App.–Houston [14th Dist.] 2001, pet ref’d) (wherein a conflict existed because counsel
represented that he “was not sure how he would cross-examine Gipp and attack her
credibility without using privileged information obtained while he was her attorney”).
Again, counsel said nothing about having any such information and could recall little about
the matters involved in the representation. Nor did he represent both appellant and the
witness at the same time, as in Ramirez.

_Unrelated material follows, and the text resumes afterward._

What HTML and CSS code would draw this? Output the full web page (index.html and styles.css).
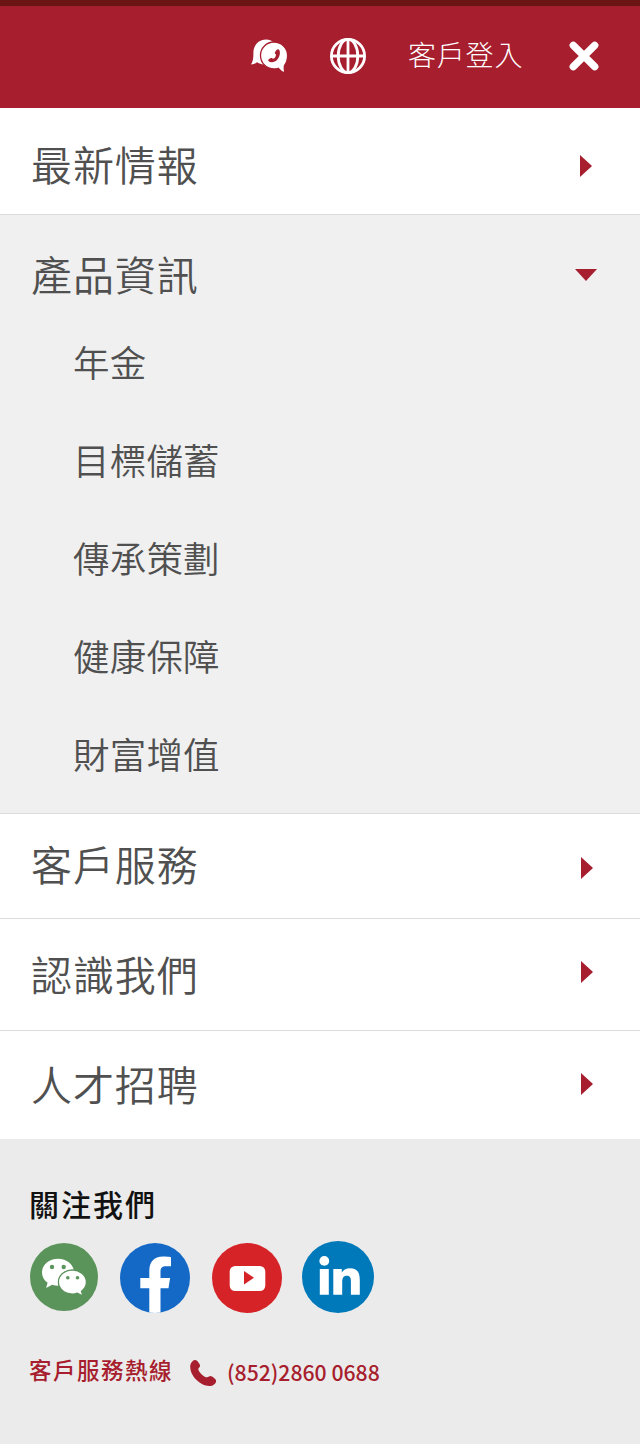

Here again, counsel represented the witness
approximately ten years before the trial of appellant in matters unrelated to the charges
against appellant.
4 In short, having represented a witness at a prior time does not alone mean that
counsel is required to make a choice between advancing his current client’s interests in
a fair trial or advancing other interests to the detriment of his client. More is required
before it can be said that a conflict actually exists. Because that extra data is missing
here, the trial court could have reasonably concluded that it had before it a potential or
speculative conflict, and that does and did not warrant a mistrial or the removal of counsel.